* BEGIN *

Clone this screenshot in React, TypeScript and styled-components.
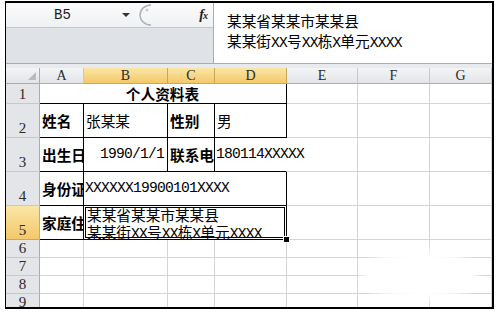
import React from 'react';
import styled, { createGlobalStyle } from 'styled-components';

const Global = createGlobalStyle`
  html, body { margin: 0; padding: 0; background: #fff; }
  body { width: 502px; height: 314px; overflow: hidden; font-family: "Noto Sans CJK SC", sans-serif; }
`;

const Frame = styled.div`
  position: relative;
  margin: 1px 0 0 5px;
  width: 489px;
  height: 308px;
  box-sizing: border-box;
  border: 2px solid #000;
  border-left-width: 1px;
  overflow: hidden;
  display: flex;
  flex-direction: column;
  background: #fff;
`;

const FormulaBar = styled.div`
  display: flex;
  height: 61px;
  flex: none;
  box-sizing: border-box;
  border-bottom: 1px solid #a9adb3;
`;

const NameArea = styled.div`
  width: 207px;
  display: flex;
  flex-direction: column;
  background: #dfe2e6;
`;

const NameRow = styled.div`
  height: 25px;
  box-sizing: border-box;
  display: flex;
  align-items: center;
  background: linear-gradient(#fbfbfc, #eff1f3);
  border-bottom: 1px solid #c5c9ce;
`;

const NameText = styled.div`
  width: 114px;
  box-sizing: border-box;
  padding-left: 48px;
  font-family: "Liberation Mono", monospace;
  font-size: 14px;
  color: #1a1a1a;
`;

const Arrow = styled.div`
  width: 0;
  height: 0;
  margin-left: 2px;
  border-left: 4px solid transparent;
  border-right: 4px solid transparent;
  border-top: 4px solid #333;
`;

const Splitter = styled.svg`
  margin-left: 6px;
  width: 16px;
  height: 22px;
`;

const Fx = styled.div`
  margin-left: auto;
  margin-right: 6px;
  font-family: "Liberation Serif", serif;
  font-style: italic;
  font-weight: bold;
  font-size: 14px;
  color: #222;
  letter-spacing: -1px;
  & span { font-size: 10px; }
`;

const FormulaInput = styled.div`
  flex: 1;
  background: #fff;
  border-left: 1px solid #a9adb3;
  padding: 8px 0 0 13px;
  font-size: 14.67px;
  line-height: 20px;
  color: #000;
`;

const Lat = styled.span`
  font-family: "Liberation Mono", monospace;
  font-size: 14.67px;
  letter-spacing: -0.8px;
`;

const GapStrip = styled.div`
  height: 4px;
  flex: none;
  background: #e8eaed;
`;

const Sheet = styled.div`
  display: grid;
  grid-template-columns: 34px 44px 84px 47px 72px 71px 72px 62px;
  grid-template-rows: 16px 20px 34px 34px 34px 34px 18px 18px 18px 18px;
  font-size: 14.67px;
  color: #000;
`;

const Corner = styled.div`
  box-sizing: border-box;
  background: linear-gradient(#f3f4f5, #e2e4e7);
  border-right: 1px solid #a9adb3;
  border-bottom: 1px solid #a9adb3;
  display: flex;
  align-items: flex-end;
  justify-content: flex-end;
  padding: 0 3px 3px 0;
`;

const ColHead = styled.div<{ $sel?: boolean }>`
  box-sizing: border-box;
  background: ${p => (p.$sel ? 'linear-gradient(#fae6a6, #f4c869)' : 'linear-gradient(#f3f4f5, #e3e5e8)')};
  border-right: 1px solid ${p => (p.$sel ? '#c9a85e' : '#c5c8cc')};
  border-bottom: 1px solid ${p => (p.$sel ? '#d9a640' : '#a9adb3')};
  display: flex;
  align-items: center;
  justify-content: center;
  font-family: "Liberation Serif", serif;
  font-size: 14px;
  color: #2a2a2a;
`;

const RowHead = styled.div<{ $sel?: boolean }>`
  box-sizing: border-box;
  background: ${p => (p.$sel ? 'linear-gradient(#fae6a6, #f4c869)' : '#e3e5e8')};
  border-right: 1px solid ${p => (p.$sel ? '#d9a640' : '#a9adb3')};
  border-bottom: 1px solid ${p => (p.$sel ? '#c9a85e' : '#c5c8cc')};
  display: flex;
  align-items: flex-end;
  justify-content: center;
  padding-bottom: 1px;
  font-family: "Liberation Serif", serif;
  font-size: 15px;
  line-height: 16px;
  color: #2a2a2a;
  overflow: hidden;
`;

type Edge = 'k' | 'g' | 'n';

const Cell = styled.div<{ $r?: Edge; $b?: Edge; $bold?: boolean; $align?: 'left' | 'right' | 'center'; $span?: number; $clip?: boolean; $pl?: number }>`
  box-sizing: border-box;
  grid-column: span ${p => p.$span || 1};
  min-width: 0;
  border-right: 1px solid ${p => (p.$r === 'k' ? '#000' : p.$r === 'n' ? 'transparent' : '#d4d4d4')};
  border-bottom: 1px solid ${p => (p.$b === 'k' ? '#000' : '#d4d4d4')};
  display: flex;
  align-items: center;
  justify-content: ${p => (p.$align === 'right' ? 'flex-end' : p.$align === 'center' ? 'center' : 'flex-start')};
  padding: 0 3px 0 ${p => (p.$pl ?? 2)}px;
  font-weight: ${p => (p.$bold ? 700 : 400)};
  white-space: nowrap;
  overflow: ${p => (p.$clip ? 'hidden' : 'visible')};
  line-height: 17px;
`;

const SelCell = styled.div`
  position: relative;
  box-sizing: border-box;
  grid-column: span 3;
  border-right: 1px solid #000;
  border-bottom: 1px solid #000;
  padding: 0 0 0 3px;
  line-height: 17px;
  white-space: nowrap;
  &::after {
    content: '';
    position: absolute;
    inset: -1px -1px -1px -1px;
    border: 3px double #000;
    pointer-events: none;
  }
  &::before {
    content: '';
    position: absolute;
    right: -4px;
    bottom: -4px;
    width: 5px;
    height: 5px;
    background: #000;
    border: 1px solid #fff;
    z-index: 2;
  }
`;

const Smudge = styled.div`
  position: absolute;
  left: 356px;
  top: 246px;
  width: 116px;
  height: 52px;
  border-radius: 50%;
  background: #fff;
  filter: blur(5px);
`;

const mix = (text: string) =>
  text.split(/([\x00-\x7f]+)/).filter(Boolean).map((part, i) =>
    /^[\x00-\x7f]+$/.test(part) ? <Lat key={i}>{part}</Lat> : <React.Fragment key={i}>{part}</React.Fragment>
  );

const cols = ['A', 'B', 'C', 'D', 'E', 'F', 'G'];

export default function App() {
  return (
    <>
      <Global />
      <Frame>
        <FormulaBar>
          <NameArea>
            <NameRow>
              <NameText>B5</NameText>
              <Arrow />
              <Splitter viewBox="0 0 16 22">
                <path d="M15 1 A 11 10 0 0 0 15 21" fill="none" stroke="#aeb3b9" strokeWidth="1.5" />
                <circle cx="11" cy="6" r="1.5" fill="#c8ccd1" />
              </Splitter>
              <Fx>f<span>x</span></Fx>
            </NameRow>
          </NameArea>
          <FormulaInput>
            <div>某某省某某市某某县</div>
            <div>{mix('某某街XX号XX栋X单元XXXX')}</div>
          </FormulaInput>
        </FormulaBar>
        <GapStrip />
        <Sheet>
          <Corner>
            <svg width="8" height="8" viewBox="0 0 8 8"><path d="M8 0 L8 8 L0 8 Z" fill="#b7bbc1" /></svg>
          </Corner>
          {cols.map(c => (
            <ColHead key={c} $sel={c === 'B' || c === 'C' || c === 'D'}>{c}</ColHead>
          ))}

          <RowHead>1</RowHead>
          <Cell $span={4} $r="k" $b="k" $bold $align="center">个人资料表</Cell>
          <Cell /><Cell /><Cell />

          <RowHead>2</RowHead>
          <Cell $r="k" $b="k" $bold $clip>姓名</Cell>
          <Cell $r="k" $b="k">张某某</Cell>
          <Cell $r="k" $b="k" $bold $clip>性别</Cell>
          <Cell $r="k" $b="k">男</Cell>
          <Cell /><Cell /><Cell />

          <RowHead>3</RowHead>
          <Cell $r="k" $b="k" $bold $clip>出生日期</Cell>
          <Cell $r="k" $b="k" $align="right"><Lat>1990/1/1</Lat></Cell>
          <Cell $r="k" $b="k" $bold $clip>联系电话</Cell>
          <Cell $r="n" $b="k" $pl={1}><Lat>180114XXXXX</Lat></Cell>
          <Cell /><Cell /><Cell />

          <RowHead>4</RowHead>
          <Cell $r="k" $b="k" $bold $clip>身份证号</Cell>
          <Cell $span={3} $r="k" $b="k" $pl={1}><Lat>XXXXXX19900101XXXX</Lat></Cell>
          <Cell /><Cell /><Cell />

          <RowHead $sel>5</RowHead>
          <Cell $r="k" $b="k" $bold $clip>家庭住址</Cell>
          <SelCell>
            <div>某某省某某市某某县</div>
            <div>{mix('某某街XX号XX栋X单元XXXX')}</div>
          </SelCell>
          <Cell /><Cell /><Cell />

          {[6, 7, 8, 9].map(n => (
            <React.Fragment key={n}>
              <RowHead>{n}</RowHead>
              {cols.map(c => <Cell key={c} />)}
            </React.Fragment>
          ))}
        </Sheet>
        <Smudge />
      </Frame>
    </>
  );
}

* END *

● **The problem**
Using the listing above, state the number of lines that hold "components", with no other text.

● **Solution to this task**
2